[What to produce]
Read the data and repeat all of it exactly.

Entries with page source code
--
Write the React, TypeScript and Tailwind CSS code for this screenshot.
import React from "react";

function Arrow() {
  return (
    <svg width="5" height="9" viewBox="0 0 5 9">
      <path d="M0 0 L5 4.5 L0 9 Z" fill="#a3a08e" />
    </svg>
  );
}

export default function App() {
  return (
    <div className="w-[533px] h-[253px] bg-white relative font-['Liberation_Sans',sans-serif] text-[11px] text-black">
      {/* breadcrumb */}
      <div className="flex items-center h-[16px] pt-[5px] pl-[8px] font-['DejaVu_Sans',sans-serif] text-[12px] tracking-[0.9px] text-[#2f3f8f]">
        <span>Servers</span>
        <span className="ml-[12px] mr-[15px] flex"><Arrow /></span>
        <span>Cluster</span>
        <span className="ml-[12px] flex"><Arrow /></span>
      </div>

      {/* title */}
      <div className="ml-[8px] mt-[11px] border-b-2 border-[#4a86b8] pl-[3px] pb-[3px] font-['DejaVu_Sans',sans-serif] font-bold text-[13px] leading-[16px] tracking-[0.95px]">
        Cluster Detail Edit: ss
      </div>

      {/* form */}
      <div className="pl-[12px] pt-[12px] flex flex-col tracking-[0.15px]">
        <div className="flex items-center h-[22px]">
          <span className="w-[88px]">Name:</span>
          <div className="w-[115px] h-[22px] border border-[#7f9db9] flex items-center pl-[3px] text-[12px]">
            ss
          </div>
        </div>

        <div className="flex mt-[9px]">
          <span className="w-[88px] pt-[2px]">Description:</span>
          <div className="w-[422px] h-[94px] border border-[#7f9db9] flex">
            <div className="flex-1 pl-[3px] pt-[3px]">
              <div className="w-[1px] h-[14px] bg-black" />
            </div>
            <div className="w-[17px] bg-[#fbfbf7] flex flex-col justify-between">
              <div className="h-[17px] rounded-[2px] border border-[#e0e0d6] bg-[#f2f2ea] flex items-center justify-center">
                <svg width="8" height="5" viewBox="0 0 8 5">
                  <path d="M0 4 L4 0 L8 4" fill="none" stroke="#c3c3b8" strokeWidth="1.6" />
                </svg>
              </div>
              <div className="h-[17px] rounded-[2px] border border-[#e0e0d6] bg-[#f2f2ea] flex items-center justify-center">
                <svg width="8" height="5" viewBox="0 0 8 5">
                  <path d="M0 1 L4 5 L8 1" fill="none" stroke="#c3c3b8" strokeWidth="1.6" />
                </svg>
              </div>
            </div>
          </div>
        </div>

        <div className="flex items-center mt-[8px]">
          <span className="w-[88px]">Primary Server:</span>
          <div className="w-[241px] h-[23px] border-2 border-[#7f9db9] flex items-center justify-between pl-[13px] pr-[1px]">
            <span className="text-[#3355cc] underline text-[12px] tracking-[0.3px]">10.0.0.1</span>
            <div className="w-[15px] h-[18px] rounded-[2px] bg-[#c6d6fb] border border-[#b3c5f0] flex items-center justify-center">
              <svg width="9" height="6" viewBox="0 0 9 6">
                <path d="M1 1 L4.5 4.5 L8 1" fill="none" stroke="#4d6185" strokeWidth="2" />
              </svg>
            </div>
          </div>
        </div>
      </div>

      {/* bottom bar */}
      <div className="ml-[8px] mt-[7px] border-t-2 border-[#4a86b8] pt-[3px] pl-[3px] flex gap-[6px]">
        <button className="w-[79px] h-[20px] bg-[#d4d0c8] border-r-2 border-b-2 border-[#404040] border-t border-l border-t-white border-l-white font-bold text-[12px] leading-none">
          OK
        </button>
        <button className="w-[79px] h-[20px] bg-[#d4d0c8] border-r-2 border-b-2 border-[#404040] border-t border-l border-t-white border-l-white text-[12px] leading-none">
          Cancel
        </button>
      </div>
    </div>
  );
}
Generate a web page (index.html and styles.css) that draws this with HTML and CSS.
--
[Correct answer]
Write the React, TypeScript and Tailwind CSS code for this screenshot.
import React from "react";

function Arrow() {
  return (
    <svg width="5" height="9" viewBox="0 0 5 9">
      <path d="M0 0 L5 4.5 L0 9 Z" fill="#a3a08e" />
    </svg>
  );
}

export default function App() {
  return (
    <div className="w-[533px] h-[253px] bg-white relative font-['Liberation_Sans',sans-serif] text-[11px] text-black">
      {/* breadcrumb */}
      <div className="flex items-center h-[16px] pt-[5px] pl-[8px] font-['DejaVu_Sans',sans-serif] text-[12px] tracking-[0.9px] text-[#2f3f8f]">
        <span>Servers</span>
        <span className="ml-[12px] mr-[15px] flex"><Arrow /></span>
        <span>Cluster</span>
        <span className="ml-[12px] flex"><Arrow /></span>
      </div>

      {/* title */}
      <div className="ml-[8px] mt-[11px] border-b-2 border-[#4a86b8] pl-[3px] pb-[3px] font-['DejaVu_Sans',sans-serif] font-bold text-[13px] leading-[16px] tracking-[0.95px]">
        Cluster Detail Edit: ss
      </div>

      {/* form */}
      <div className="pl-[12px] pt-[12px] flex flex-col tracking-[0.15px]">
        <div className="flex items-center h-[22px]">
          <span className="w-[88px]">Name:</span>
          <div className="w-[115px] h-[22px] border border-[#7f9db9] flex items-center pl-[3px] text-[12px]">
            ss
          </div>
        </div>

        <div className="flex mt-[9px]">
          <span className="w-[88px] pt-[2px]">Description:</span>
          <div className="w-[422px] h-[94px] border border-[#7f9db9] flex">
            <div className="flex-1 pl-[3px] pt-[3px]">
              <div className="w-[1px] h-[14px] bg-black" />
            </div>
            <div className="w-[17px] bg-[#fbfbf7] flex flex-col justify-between">
              <div className="h-[17px] rounded-[2px] border border-[#e0e0d6] bg-[#f2f2ea] flex items-center justify-center">
                <svg width="8" height="5" viewBox="0 0 8 5">
                  <path d="M0 4 L4 0 L8 4" fill="none" stroke="#c3c3b8" strokeWidth="1.6" />
                </svg>
              </div>
              <div className="h-[17px] rounded-[2px] border border-[#e0e0d6] bg-[#f2f2ea] flex items-center justify-center">
                <svg width="8" height="5" viewBox="0 0 8 5">
                  <path d="M0 1 L4 5 L8 1" fill="none" stroke="#c3c3b8" strokeWidth="1.6" />
                </svg>
              </div>
            </div>
          </div>
        </div>

        <div className="flex items-center mt-[8px]">
          <span className="w-[88px]">Primary Server:</span>
          <div className="w-[241px] h-[23px] border-2 border-[#7f9db9] flex items-center justify-between pl-[13px] pr-[1px]">
            <span className="text-[#3355cc] underline text-[12px] tracking-[0.3px]">10.0.0.1</span>
            <div className="w-[15px] h-[18px] rounded-[2px] bg-[#c6d6fb] border border-[#b3c5f0] flex items-center justify-center">
              <svg width="9" height="6" viewBox="0 0 9 6">
                <path d="M1 1 L4.5 4.5 L8 1" fill="none" stroke="#4d6185" strokeWidth="2" />
              </svg>
            </div>
          </div>
        </div>
      </div>

      {/* bottom bar */}
      <div className="ml-[8px] mt-[7px] border-t-2 border-[#4a86b8] pt-[3px] pl-[3px] flex gap-[6px]">
        <button className="w-[79px] h-[20px] bg-[#d4d0c8] border-r-2 border-b-2 border-[#404040] border-t border-l border-t-white border-l-white font-bold text-[12px] leading-none">
          OK
        </button>
        <button className="w-[79px] h-[20px] bg-[#d4d0c8] border-r-2 border-b-2 border-[#404040] border-t border-l border-t-white border-l-white text-[12px] leading-none">
          Cancel
        </button>
      </div>
    </div>
  );
}
Generate a web page (index.html and styles.css) that draws this with HTML and CSS.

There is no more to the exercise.